Saved data entries →
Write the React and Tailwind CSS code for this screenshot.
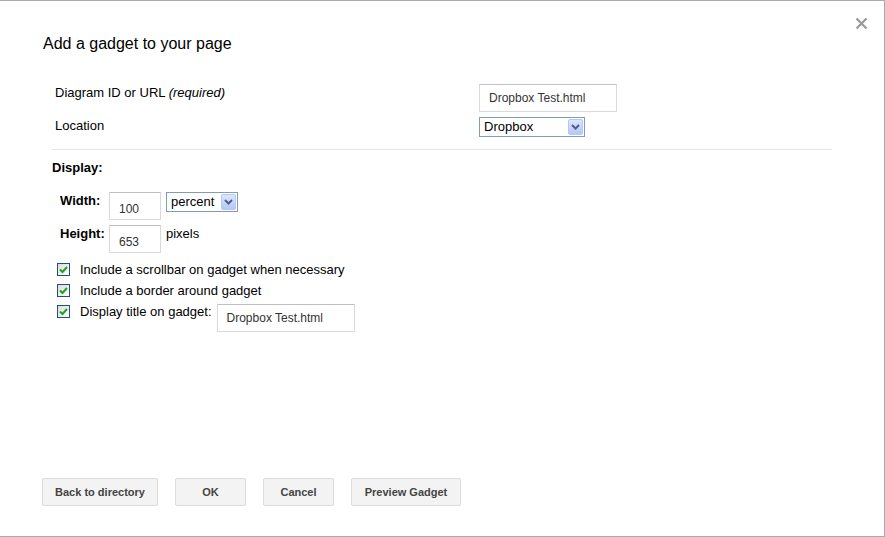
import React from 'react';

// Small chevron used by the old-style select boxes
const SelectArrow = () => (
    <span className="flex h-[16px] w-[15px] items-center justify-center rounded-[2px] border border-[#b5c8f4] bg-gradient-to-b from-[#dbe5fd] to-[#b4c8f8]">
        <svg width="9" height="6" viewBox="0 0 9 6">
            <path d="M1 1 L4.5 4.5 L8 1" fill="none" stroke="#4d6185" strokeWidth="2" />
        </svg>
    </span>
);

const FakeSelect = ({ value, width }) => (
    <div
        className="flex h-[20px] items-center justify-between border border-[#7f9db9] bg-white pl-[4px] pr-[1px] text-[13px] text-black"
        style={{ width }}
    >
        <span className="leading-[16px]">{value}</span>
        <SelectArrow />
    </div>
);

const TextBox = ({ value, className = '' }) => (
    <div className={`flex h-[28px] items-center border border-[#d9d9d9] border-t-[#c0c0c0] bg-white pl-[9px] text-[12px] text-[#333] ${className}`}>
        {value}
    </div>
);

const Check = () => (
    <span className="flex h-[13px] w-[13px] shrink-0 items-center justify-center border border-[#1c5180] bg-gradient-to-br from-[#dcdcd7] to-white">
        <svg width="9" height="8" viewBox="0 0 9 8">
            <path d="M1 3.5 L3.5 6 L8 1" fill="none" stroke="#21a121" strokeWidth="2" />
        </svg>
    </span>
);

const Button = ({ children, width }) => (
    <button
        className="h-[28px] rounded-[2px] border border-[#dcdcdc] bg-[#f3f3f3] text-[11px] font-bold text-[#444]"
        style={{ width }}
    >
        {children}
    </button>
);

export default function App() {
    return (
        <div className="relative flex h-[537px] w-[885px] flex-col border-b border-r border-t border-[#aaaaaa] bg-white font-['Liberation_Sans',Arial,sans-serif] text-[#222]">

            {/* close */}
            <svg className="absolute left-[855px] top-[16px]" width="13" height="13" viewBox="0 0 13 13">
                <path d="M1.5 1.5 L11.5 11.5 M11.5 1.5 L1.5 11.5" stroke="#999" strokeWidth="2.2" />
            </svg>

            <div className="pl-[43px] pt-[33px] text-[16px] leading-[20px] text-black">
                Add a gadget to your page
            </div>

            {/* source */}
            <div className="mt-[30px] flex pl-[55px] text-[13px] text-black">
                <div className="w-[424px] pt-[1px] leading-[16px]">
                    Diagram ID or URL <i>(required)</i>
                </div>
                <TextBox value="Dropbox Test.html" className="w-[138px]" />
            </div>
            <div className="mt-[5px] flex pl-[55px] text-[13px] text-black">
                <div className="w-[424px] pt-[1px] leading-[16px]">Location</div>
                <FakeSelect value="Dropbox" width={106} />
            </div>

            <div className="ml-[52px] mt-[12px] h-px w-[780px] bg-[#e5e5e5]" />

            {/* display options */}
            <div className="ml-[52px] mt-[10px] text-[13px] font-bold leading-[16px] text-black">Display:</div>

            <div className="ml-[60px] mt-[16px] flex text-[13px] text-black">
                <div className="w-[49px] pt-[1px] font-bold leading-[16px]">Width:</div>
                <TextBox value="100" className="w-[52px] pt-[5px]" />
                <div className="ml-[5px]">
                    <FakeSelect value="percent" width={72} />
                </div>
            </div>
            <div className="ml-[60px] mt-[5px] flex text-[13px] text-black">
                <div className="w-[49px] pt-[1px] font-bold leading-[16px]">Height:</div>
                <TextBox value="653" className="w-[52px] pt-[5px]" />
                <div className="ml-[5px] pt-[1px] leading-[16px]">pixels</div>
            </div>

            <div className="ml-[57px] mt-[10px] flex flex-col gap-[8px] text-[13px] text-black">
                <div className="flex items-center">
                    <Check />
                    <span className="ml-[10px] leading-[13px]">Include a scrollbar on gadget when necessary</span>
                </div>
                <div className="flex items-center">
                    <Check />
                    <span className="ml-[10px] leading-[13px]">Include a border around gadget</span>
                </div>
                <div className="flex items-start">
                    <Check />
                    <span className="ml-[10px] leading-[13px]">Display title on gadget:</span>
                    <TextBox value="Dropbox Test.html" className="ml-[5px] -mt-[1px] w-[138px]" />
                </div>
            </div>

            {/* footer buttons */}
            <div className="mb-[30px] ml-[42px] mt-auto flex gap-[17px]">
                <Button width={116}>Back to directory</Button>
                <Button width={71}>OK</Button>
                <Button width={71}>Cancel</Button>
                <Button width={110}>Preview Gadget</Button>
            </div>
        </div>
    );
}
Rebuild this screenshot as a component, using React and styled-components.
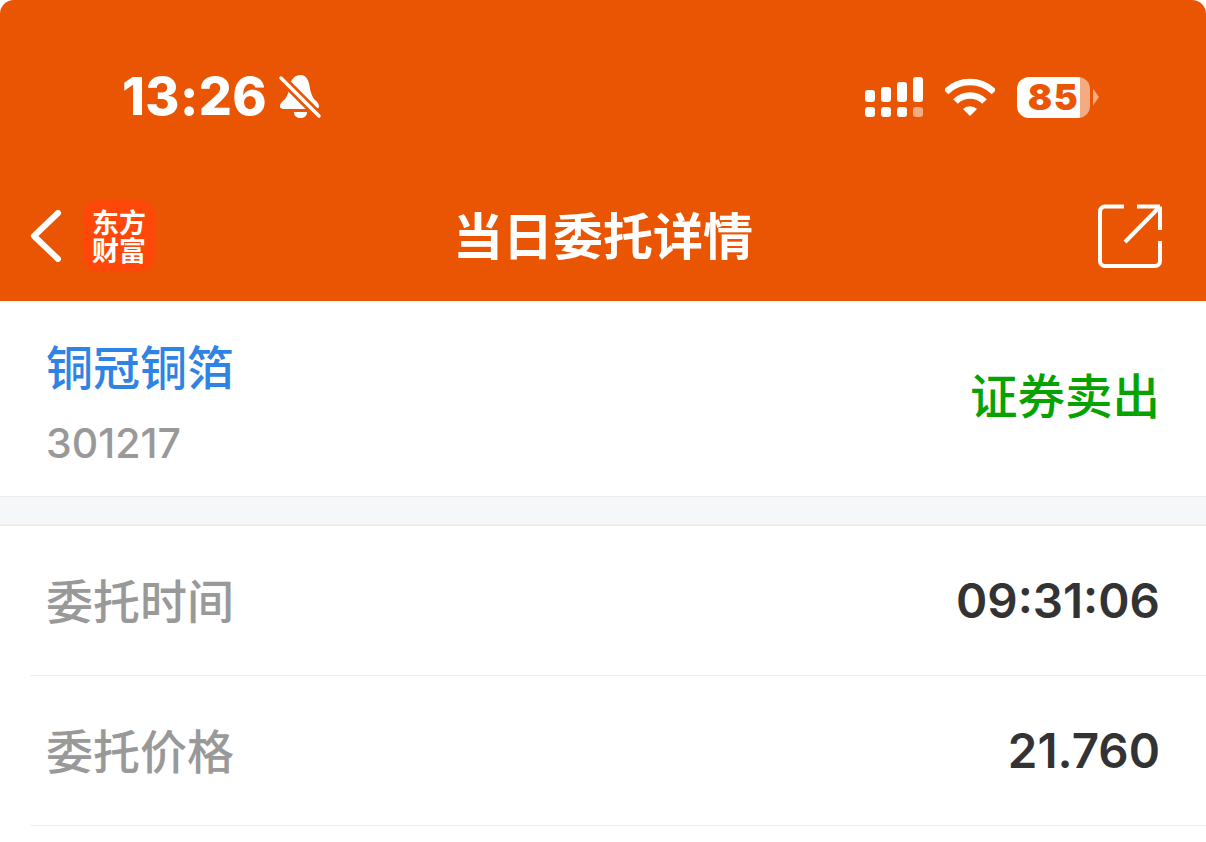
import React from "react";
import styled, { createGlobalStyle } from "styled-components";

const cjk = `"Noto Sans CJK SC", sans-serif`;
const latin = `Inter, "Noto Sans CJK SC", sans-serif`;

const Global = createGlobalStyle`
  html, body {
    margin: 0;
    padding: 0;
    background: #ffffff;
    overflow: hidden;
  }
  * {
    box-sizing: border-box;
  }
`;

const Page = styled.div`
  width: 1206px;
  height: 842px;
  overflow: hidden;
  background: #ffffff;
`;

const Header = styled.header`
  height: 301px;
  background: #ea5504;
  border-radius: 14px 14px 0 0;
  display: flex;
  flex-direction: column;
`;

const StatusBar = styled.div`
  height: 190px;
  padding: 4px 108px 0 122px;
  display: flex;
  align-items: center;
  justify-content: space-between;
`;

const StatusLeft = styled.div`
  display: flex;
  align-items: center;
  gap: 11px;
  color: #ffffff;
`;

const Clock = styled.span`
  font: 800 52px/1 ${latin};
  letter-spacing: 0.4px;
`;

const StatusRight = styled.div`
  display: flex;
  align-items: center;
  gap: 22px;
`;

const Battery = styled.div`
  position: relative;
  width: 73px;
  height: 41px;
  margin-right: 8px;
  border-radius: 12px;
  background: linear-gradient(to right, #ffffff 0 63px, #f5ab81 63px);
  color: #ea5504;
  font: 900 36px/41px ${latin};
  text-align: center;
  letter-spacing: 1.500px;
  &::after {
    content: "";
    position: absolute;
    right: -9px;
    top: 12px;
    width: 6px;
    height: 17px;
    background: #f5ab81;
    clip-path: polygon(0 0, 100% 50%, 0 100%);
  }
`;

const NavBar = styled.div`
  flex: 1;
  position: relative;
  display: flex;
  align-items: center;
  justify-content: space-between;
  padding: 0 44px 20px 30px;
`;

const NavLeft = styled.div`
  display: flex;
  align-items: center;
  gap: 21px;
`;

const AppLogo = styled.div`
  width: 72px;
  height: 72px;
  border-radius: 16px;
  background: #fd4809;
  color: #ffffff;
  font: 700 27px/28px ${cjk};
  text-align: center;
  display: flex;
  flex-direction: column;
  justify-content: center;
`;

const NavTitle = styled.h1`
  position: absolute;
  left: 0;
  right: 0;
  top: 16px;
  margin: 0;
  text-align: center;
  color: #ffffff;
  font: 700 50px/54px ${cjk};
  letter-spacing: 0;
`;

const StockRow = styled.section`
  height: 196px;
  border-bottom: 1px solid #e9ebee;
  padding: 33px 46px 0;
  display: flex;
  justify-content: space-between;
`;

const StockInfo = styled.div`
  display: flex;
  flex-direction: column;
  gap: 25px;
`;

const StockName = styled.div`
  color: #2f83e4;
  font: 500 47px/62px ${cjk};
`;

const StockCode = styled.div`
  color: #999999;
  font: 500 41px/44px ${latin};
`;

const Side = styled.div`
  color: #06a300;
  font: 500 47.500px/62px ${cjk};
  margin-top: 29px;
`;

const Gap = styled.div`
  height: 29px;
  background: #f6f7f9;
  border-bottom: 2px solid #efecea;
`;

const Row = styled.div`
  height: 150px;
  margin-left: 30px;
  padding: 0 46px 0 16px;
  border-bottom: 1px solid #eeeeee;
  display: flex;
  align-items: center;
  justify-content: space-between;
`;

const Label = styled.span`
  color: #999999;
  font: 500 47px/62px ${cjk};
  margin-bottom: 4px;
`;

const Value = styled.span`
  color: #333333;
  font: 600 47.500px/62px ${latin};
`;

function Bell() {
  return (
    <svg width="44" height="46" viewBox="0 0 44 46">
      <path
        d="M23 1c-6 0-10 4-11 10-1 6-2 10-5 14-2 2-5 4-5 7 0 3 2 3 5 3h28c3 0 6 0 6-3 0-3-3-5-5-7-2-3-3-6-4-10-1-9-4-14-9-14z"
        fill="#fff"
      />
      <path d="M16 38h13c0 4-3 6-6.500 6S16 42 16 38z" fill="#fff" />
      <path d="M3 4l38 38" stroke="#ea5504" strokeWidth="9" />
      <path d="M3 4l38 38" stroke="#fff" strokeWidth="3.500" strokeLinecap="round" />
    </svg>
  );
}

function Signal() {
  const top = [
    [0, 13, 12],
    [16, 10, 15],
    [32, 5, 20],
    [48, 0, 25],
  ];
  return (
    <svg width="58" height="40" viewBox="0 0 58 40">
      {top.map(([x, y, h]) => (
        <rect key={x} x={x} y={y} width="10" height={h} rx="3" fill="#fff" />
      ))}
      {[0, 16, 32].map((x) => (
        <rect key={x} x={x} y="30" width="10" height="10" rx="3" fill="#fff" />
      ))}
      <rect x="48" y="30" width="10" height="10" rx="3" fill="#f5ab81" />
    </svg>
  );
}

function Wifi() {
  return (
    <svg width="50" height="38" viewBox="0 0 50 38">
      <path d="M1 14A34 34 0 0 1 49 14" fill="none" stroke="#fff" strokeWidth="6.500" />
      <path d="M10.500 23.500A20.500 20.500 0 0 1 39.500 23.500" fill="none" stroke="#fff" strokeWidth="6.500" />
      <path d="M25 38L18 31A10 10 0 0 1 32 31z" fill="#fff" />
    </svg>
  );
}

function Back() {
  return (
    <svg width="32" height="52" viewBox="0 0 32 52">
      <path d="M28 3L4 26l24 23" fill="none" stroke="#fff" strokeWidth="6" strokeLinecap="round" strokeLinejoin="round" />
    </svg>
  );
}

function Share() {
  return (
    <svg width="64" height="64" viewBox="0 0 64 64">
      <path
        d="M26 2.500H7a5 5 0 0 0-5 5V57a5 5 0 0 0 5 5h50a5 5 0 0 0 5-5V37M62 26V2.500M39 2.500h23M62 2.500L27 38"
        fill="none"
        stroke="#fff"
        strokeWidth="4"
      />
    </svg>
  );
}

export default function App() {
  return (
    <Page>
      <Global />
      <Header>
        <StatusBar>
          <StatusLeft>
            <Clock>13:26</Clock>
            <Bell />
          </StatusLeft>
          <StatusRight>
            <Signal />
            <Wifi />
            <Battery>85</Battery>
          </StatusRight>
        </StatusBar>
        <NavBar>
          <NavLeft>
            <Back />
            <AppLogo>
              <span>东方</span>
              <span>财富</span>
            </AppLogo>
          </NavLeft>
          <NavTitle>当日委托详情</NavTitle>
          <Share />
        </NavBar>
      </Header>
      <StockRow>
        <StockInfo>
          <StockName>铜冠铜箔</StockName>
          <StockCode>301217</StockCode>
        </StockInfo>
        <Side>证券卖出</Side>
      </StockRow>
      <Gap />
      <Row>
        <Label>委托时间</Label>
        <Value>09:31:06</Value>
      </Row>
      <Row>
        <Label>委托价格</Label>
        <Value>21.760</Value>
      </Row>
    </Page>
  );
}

Given request →
From the first line above through the line containing "import React from 'react';", copy everything exactly, without the pictures.

Solution to the exercise →
Write the React and Tailwind CSS code for this screenshot.
import React from 'react';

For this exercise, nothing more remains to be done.